- _AIM_
State the number of lines in these records holding "page". Say nothing more.

====== DATA FOR PROCESSING ======

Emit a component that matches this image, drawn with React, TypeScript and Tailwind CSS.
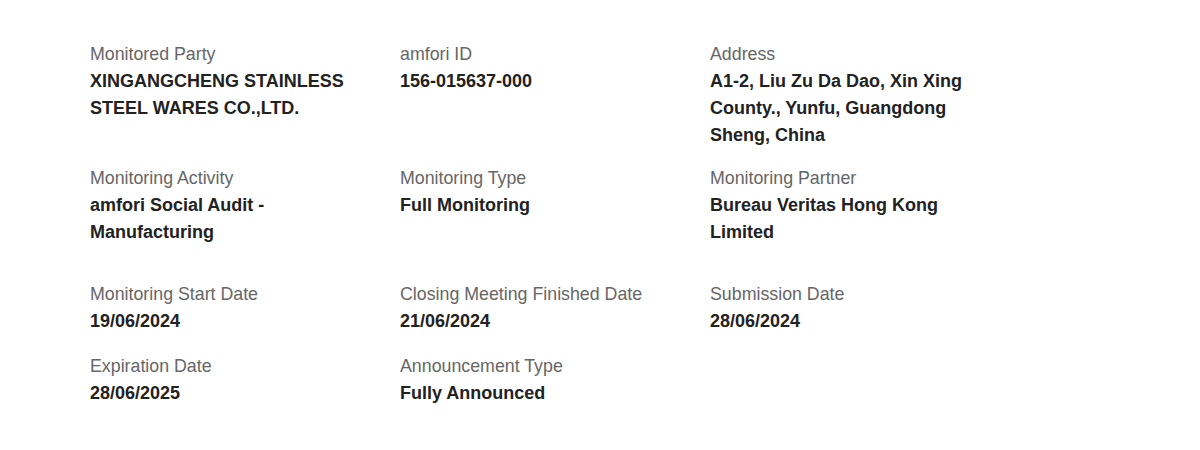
const rows: { label: string; value: string }[][] = [
  [
    { label: "Monitored Party", value: "XINGANGCHENG STAINLESS STEEL WARES CO.,LTD." },
    { label: "amfori ID", value: "156-015637-000" },
    { label: "Address", value: "A1-2, Liu Zu Da Dao, Xin Xing County., Yunfu, Guangdong Sheng, China" },
  ],
  [
    { label: "Monitoring Activity", value: "amfori Social Audit - Manufacturing" },
    { label: "Monitoring Type", value: "Full Monitoring" },
    { label: "Monitoring Partner", value: "Bureau Veritas Hong Kong Limited" },
  ],
  [
    { label: "Monitoring Start Date", value: "19/06/2024" },
    { label: "Closing Meeting Finished Date", value: "21/06/2024" },
    { label: "Submission Date", value: "28/06/2024" },
  ],
  [
    { label: "Expiration Date", value: "28/06/2025" },
    { label: "Announcement Type", value: "Fully Announced" },
  ],
]

const rowGaps = ["mt-0", "mt-[16px]", "mt-[35px]", "mt-[18px]"]

export default function App() {
  return (
    <div className="w-[1200px] h-[450px] bg-white pl-[90px] pt-[41px] font-['Liberation_Sans',Arial,sans-serif]">
      {rows.map((row, i) => (
        <div key={i} className={`grid grid-cols-[310px_310px_310px] ${rowGaps[i]}`}>
          {row.map((f) => (
            <div key={f.label} className="w-[274px]">
              <div className="text-[17.8px] leading-[26px] text-[#666]">{f.label}</div>
              <div className="pt-px text-[18px] leading-[27px] font-bold text-[#222]">{f.value}</div>
            </div>
          ))}
        </div>
      ))}
    </div>
  )
}
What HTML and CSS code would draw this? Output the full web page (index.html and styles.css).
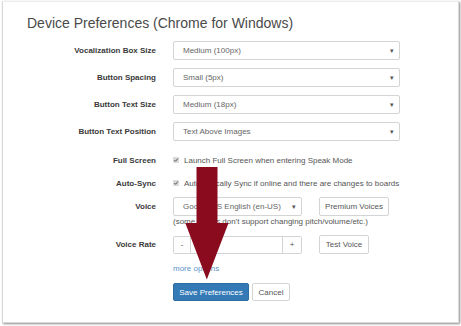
FILE: index.html
```html
<!DOCTYPE html>
<html>
<head>
<meta charset="utf-8">
<link rel="stylesheet" href="styles.css">
</head>
<body>
<div class="page">
  <div class="card">
    <h1 class="title">Device Preferences (Chrome for Windows)</h1>
    <div class="form">
      <div class="row row-select">
        <label class="label">Vocalization Box Size</label>
        <div class="select wide"><span>Medium (100px)</span><span class="caret">▾</span></div>
      </div>
      <div class="row row-select">
        <label class="label">Button Spacing</label>
        <div class="select wide"><span>Small (5px)</span><span class="caret">▾</span></div>
      </div>
      <div class="row row-select">
        <label class="label">Button Text Size</label>
        <div class="select wide"><span>Medium (18px)</span><span class="caret">▾</span></div>
      </div>
      <div class="row row-select">
        <label class="label">Button Text Position</label>
        <div class="select wide"><span>Text Above Images</span><span class="caret">▾</span></div>
      </div>
      <div class="row row-check first-check">
        <label class="label">Full Screen</label>
        <div class="check">
          <svg class="box" viewBox="0 0 6 6" width="6" height="6"><rect x="0" y="0" width="6" height="6" rx="1" fill="#d9d9d9"/><path d="M1.3 3.1 L2.5 4.3 L4.8 1.6" stroke="#444" stroke-width="0.9" fill="none"/></svg>
          <span>Launch Full Screen when entering Speak Mode</span>
        </div>
      </div>
      <div class="row row-check">
        <label class="label">Auto-Sync</label>
        <div class="check">
          <svg class="box" viewBox="0 0 6 6" width="6" height="6"><rect x="0" y="0" width="6" height="6" rx="1" fill="#d9d9d9"/><path d="M1.3 3.1 L2.5 4.3 L4.8 1.6" stroke="#444" stroke-width="0.9" fill="none"/></svg>
          <span>Automatically Sync if online and there are changes to boards</span>
        </div>
      </div>
      <div class="row row-voice">
        <label class="label">Voice</label>
        <div class="select narrow"><span>Google US English (en-US)</span><span class="caret">▾</span></div>
        <button class="btn btn-premium">Premium Voices</button>
      </div>
      <div class="row row-help">
        <span class="label"></span>
        <span class="help">(some voices don't support changing pitch/volume/etc.)</span>
      </div>
      <div class="row row-rate">
        <label class="label">Voice Rate</label>
        <div class="group">
          <span class="addon">-</span>
          <span class="group-input"></span>
          <span class="addon addon-plus">+</span>
        </div>
        <button class="btn btn-test">Test Voice</button>
      </div>
      <div class="row row-more">
        <span class="label"></span>
        <a class="more">more options</a>
      </div>
      <div class="row row-actions">
        <span class="label"></span>
        <div class="actions">
          <button class="btn btn-primary">Save Preferences</button>
          <button class="btn btn-cancel">Cancel</button>
        </div>
      </div>
    </div>
    <svg class="arrow" viewBox="0 0 44 113" width="44" height="113">
      <polygon points="11.5,0 32.5,0 32.5,56 43.5,56 21.8,112.5 0.3,56 11.5,56" fill="#8a0a1e"/>
    </svg>
  </div>
</div>
</body>
</html>
```

FILE: styles.css
```css
html, body {
  margin: 0;
  padding: 0;
  background: #ffffff;
}

body {
  font-family: "Liberation Sans", Arial, sans-serif;
  width: 461px;
  height: 326px;
  overflow: hidden;
}

.page {
  padding: 1px 0 0 2px;
}

.card {
  position: relative;
  box-sizing: border-box;
  width: 457px;
  height: 322px;
  background: #fff;
  border: 1px solid #d9d9d9;
  border-top-color: #ececec;
  box-shadow: 1px 1px 2px rgba(0, 0, 0, 0.45);
}

.title {
  margin: 13px 0 0 24px;
  font-size: 14px;
  line-height: 16px;
  font-weight: normal;
  color: #4a4a4a;
}

.form {
  margin-top: 10px;
  display: flex;
  flex-direction: column;
}

.row {
  display: flex;
  align-items: center;
  gap: 17px;
}

.label {
  width: 153px;
  flex: none;
  box-sizing: border-box;
  text-align: right;
  font-size: 8px;
  font-weight: bold;
  color: #3a3a3a;
}

.row-select {
  height: 19px;
  margin-bottom: 8px;
}

.row-check {
  height: 18px;
  margin-bottom: 5px;
}

.first-check {
  margin-top: 2px;
}

.row-voice {
  height: 19px;
}

.row-help {
  height: 11px;
  margin-bottom: 8px;
}

.row-rate {
  height: 19px;
  margin-bottom: 8px;
}

.row-more {
  height: 12px;
  margin-bottom: 8px;
}

.row-actions {
  height: 18px;
  margin-top: 1px;
}

.actions {
  display: flex;
  gap: 3px;
}

.select {
  box-sizing: border-box;
  height: 19px;
  border: 1px solid #d4d4d4;
  border-radius: 2px;
  display: flex;
  align-items: center;
  justify-content: space-between;
  padding: 0 5px 0 9px;
  font-size: 8px;
  color: #666;
  background: #fff;
}

.select.wide {
  width: 227px;
}

.select.narrow {
  width: 129px;
}

.caret {
  font-size: 7px;
  color: #555;
}

.check {
  display: flex;
  align-items: center;
  gap: 5px;
  font-size: 8px;
  color: #555;
}

.box {
  display: block;
  flex: none;
}

.help {
  font-size: 8px;
  color: #555;
}

.btn {
  box-sizing: border-box;
  font-family: "Liberation Sans", Arial, sans-serif;
  font-size: 8px;
  border: 1px solid #d4d4d4;
  border-radius: 2px;
  background: #fff;
  color: #555;
  padding: 0;
  height: 19px;
  cursor: pointer;
}

.btn-premium {
  width: 70px;
}

.btn-test {
  width: 50px;
}

.group {
  box-sizing: border-box;
  width: 129px;
  height: 18px;
  display: flex;
  border: 1px solid #d4d4d4;
  border-radius: 2px;
  font-size: 8px;
  color: #555;
}

.addon {
  width: 16px;
  display: flex;
  align-items: center;
  justify-content: center;
  background: #fdfdfd;
  border-right: 1px solid #d4d4d4;
}

.addon-plus {
  width: 18px;
  border-right: none;
  border-left: 1px solid #d4d4d4;
}

.group-input {
  flex: 1;
}

.more {
  font-size: 8px;
  color: #5b93c9;
}

.btn-primary {
  width: 76px;
  height: 18px;
  background: #337ab7;
  border-color: #2e6da4;
  color: #fff;
}

.btn-cancel {
  width: 38px;
  height: 18px;
}

.arrow {
  position: absolute;
  left: 182px;
  top: 165px;
}
```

======

- _EXPECTED ANSWER_
3